Barry Unsworth - winner of the Booker Prize once, shortlisted twice - has a lot to live up to. In Land of Marvels he does so magnificently ... Lofty dreams and smash-and-grab capitalism are deftly woven together in precise and elegant prose.

New Books

Brilliant exploration of the tensions on an archaeological dig as the first world war looms.

The Sunday Times ‘100 Best Holiday Reads’
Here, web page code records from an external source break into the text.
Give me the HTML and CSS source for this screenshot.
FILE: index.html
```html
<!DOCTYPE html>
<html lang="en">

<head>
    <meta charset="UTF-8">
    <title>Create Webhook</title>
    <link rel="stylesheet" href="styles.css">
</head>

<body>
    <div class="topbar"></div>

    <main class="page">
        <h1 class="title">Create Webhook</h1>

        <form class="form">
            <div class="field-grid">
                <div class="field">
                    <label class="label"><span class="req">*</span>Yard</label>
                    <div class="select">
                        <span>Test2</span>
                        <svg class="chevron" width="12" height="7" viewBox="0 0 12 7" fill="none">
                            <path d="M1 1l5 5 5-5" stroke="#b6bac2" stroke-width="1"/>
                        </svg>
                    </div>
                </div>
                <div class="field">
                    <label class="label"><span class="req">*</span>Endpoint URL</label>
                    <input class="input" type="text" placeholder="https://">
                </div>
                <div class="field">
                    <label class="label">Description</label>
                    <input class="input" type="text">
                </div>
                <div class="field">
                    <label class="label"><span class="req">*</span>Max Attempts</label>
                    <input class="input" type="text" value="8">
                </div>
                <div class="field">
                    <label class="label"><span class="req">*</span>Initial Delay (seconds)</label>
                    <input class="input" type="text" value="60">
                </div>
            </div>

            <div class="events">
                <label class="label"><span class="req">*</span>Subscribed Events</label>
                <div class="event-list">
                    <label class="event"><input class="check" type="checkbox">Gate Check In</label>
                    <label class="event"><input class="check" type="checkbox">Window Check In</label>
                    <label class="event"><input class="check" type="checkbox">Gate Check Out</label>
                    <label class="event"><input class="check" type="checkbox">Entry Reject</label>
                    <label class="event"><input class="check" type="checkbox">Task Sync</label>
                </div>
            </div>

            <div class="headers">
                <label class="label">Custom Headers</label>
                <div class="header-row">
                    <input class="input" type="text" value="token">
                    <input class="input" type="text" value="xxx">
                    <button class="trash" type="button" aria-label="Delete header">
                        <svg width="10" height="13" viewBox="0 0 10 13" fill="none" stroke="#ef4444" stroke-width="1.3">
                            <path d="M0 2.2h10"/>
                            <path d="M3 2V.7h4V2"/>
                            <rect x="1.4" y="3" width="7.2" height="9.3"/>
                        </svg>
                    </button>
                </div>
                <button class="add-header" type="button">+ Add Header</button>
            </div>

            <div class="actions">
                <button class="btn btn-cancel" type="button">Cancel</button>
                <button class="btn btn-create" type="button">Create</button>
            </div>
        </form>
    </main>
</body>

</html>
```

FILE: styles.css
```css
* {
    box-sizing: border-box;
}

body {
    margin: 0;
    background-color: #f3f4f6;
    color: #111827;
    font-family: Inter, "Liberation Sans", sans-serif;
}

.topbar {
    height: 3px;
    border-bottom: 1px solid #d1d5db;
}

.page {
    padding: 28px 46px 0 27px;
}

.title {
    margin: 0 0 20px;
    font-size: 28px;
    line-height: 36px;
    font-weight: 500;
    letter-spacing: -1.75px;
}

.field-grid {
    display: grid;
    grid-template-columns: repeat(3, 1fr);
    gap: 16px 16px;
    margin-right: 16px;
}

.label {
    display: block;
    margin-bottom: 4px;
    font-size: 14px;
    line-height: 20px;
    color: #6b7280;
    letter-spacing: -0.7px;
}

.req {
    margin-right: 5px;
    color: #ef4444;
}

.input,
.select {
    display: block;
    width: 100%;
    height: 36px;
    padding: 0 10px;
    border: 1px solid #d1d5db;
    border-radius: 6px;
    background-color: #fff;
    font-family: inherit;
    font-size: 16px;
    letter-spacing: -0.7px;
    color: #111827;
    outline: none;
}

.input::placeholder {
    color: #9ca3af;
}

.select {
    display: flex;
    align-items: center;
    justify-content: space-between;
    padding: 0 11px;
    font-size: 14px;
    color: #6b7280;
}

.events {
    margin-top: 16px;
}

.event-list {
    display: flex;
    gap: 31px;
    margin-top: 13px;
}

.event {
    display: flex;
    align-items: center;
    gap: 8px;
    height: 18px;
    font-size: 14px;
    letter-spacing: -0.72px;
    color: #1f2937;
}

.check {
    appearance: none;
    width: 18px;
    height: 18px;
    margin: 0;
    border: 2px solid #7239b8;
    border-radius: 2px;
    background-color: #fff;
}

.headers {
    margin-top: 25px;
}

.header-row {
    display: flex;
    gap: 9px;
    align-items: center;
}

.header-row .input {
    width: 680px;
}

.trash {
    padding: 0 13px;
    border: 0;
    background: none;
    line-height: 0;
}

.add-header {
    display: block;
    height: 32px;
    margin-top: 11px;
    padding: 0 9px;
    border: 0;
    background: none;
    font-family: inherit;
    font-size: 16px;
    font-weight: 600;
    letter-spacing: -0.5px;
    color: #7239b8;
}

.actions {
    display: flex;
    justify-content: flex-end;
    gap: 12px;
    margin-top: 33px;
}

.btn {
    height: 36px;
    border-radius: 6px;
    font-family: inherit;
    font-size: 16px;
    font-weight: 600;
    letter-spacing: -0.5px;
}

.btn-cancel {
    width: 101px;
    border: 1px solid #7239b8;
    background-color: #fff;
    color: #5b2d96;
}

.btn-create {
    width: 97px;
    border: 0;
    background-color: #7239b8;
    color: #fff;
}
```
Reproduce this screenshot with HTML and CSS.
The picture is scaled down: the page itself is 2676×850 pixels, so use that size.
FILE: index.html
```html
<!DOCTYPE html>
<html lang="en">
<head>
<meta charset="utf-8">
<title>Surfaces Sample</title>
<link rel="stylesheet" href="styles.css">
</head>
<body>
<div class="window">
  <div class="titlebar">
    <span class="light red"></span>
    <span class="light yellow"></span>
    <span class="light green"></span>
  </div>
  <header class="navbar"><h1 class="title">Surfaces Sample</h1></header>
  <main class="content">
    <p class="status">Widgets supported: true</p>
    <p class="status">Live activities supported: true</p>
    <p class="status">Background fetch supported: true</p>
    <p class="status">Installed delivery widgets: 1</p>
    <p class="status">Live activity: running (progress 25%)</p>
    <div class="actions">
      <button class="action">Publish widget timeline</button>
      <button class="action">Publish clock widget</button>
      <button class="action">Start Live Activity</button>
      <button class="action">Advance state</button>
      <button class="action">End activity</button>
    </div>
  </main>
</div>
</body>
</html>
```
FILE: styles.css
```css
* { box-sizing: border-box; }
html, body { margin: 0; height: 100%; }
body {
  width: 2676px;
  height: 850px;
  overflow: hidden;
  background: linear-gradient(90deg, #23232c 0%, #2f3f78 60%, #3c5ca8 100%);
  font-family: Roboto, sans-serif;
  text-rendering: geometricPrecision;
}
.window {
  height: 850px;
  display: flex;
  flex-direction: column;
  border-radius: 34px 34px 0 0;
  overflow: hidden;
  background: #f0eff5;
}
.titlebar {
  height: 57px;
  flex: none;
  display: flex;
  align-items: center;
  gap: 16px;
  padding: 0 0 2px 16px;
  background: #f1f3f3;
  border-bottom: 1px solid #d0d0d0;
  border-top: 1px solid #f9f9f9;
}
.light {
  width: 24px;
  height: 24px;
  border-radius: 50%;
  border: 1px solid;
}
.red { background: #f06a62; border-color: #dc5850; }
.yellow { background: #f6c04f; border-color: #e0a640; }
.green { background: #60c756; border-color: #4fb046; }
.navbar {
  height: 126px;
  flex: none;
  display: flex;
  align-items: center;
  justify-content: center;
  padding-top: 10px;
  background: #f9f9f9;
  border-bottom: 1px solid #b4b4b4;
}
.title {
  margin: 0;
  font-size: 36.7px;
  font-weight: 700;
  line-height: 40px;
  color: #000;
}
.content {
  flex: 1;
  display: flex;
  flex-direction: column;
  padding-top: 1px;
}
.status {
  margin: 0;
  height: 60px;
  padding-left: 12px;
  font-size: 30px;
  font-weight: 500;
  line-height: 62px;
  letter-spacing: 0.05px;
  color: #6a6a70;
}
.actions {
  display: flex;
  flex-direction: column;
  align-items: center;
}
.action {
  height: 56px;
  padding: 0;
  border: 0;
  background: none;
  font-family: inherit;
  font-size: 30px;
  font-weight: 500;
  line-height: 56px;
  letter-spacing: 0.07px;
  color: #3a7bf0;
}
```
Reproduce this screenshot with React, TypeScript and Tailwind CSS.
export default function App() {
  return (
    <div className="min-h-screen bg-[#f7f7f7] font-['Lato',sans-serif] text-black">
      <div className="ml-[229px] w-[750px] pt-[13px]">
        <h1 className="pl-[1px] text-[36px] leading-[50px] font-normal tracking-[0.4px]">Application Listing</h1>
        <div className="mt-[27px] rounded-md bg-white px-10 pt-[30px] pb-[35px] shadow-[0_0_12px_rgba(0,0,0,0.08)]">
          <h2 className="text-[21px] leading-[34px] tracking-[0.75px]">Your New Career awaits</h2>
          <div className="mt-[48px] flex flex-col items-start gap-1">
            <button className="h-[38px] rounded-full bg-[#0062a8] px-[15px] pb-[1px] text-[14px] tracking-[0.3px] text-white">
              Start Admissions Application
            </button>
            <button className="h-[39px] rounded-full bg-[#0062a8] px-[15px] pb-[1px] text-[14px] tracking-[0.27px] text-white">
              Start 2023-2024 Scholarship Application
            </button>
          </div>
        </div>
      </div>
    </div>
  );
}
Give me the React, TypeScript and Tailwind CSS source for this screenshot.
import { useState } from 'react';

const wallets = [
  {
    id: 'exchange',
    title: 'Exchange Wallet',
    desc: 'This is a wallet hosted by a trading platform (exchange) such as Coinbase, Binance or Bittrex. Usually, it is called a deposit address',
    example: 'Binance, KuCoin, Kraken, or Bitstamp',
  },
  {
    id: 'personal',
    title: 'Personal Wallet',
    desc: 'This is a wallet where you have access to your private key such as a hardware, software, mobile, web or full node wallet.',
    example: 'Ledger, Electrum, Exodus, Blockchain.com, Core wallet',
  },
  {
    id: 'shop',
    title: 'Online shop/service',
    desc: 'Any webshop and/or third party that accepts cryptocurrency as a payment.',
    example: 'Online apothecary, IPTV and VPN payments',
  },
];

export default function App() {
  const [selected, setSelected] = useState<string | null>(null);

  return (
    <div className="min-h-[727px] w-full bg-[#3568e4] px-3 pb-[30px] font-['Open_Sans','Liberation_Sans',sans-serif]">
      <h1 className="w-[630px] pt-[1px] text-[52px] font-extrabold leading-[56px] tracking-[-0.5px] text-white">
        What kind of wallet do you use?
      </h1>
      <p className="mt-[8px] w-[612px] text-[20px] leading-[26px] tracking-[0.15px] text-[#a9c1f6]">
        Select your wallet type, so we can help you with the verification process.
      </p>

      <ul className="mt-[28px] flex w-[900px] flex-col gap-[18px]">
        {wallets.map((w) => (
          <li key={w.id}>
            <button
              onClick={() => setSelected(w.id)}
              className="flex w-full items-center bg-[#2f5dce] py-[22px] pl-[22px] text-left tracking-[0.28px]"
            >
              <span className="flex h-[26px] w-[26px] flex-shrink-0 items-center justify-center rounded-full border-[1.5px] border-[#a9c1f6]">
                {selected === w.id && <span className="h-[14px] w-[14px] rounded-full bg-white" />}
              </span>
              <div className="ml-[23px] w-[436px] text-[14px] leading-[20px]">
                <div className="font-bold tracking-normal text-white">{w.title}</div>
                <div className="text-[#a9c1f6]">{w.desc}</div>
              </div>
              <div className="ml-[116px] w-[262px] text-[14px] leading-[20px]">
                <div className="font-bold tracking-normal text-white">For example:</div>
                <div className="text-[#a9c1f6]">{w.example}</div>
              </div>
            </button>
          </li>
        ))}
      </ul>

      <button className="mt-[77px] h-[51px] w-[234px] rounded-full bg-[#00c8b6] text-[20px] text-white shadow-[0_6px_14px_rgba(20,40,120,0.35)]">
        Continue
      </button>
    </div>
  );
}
Engaging and informative, with snappy dialogue and a fabulous, if slightly abrupt, ending.

Irish Examiner

He has a marvellously sinuous way of moving in and out of his characters points of view and styles of speech... neck-deep in spies, double- and triple-crosses, forbidden love and pistol-shots... Give yourself up and there's a clanking good read to be enjoyed.

Literary Review

His prose is elegant and sure as ever.

Spectator

Reading this novel is like watching an Olympic athlete about to win the gold: the seamless flow of action, the mastery of technique, seemingly effortless yet demanding attention and eliciting admiration as an end in itself

Guardian

Richly peopled, fast-moving, cleverly plotted, written with economy and elegance, this novel has the satisfying density and sweep of a book twice its length

Sunday Times

Tensions mount in the desert as spies and assassins join the cast of soldiers and archaeologists, and the story hurtles on towards its fiery denouement.

Evening Standard

The historical novel should do three things: make tangible the period in question; reflect it in to the modern world; and, like all novels, entertain. Barry Unsworth is a master of all three concerns ...

TLS

Undertones of doom never silence the high notes of an elegantly dressed adventure yarn ... The plot, so delicately stitched, unravels - literally - in a flash ... As always with Unsworth, no moral lectures or glib ironies ensue. Rather we glimpse what happened to these folk (or those who survived) during and beyond the first global war. It ended with, among many other new-born nations, the Anglo French fabrication of the four-letter land whose name ends this compelling - and unsettling - book.

Boyd Tonkin, Independent

Unsworth is a spare and elegant writer, and his lean prose keeps perfect pace with the mounting tension as international players fight over the land. An unexpected page-turner that foreshadows the current turbulence in the Middle East.

Psychologies

Unsworth is the most accomplished of novelists. All the characters are thoroughly imagined and ring true - even Jehar, convinced of the truth of his own lying rhetoric. As in all the best novels, characters reveal themselves in speech - and we see them as they present themselves to others. The plot moves faster as the novel gets into its stride. Unsworth, like Walter Scott, knows what is to be gained by an apparently languid introduction, scene-setting before the action takes over. He knows that credibility must first be established before action is significant. This is a cunningly put-together novel, in which the development of the plot advancing to an inexorable climax gains enormously from the deliberately leisurely opening.

Scotsman

Unsworth moves lightly between his characters, as Somerville's explorations prove fruitful and a race to the finish line ensues. There's a great deal of tension but the prose stays cool - partly because he means to show us the value of the various prizes they covet.

Time Out

Unsworth wraps his dark themes around a plot full of adventure and romance. Rifles are fired, locks are broken and necks are kissed in the midnight desert.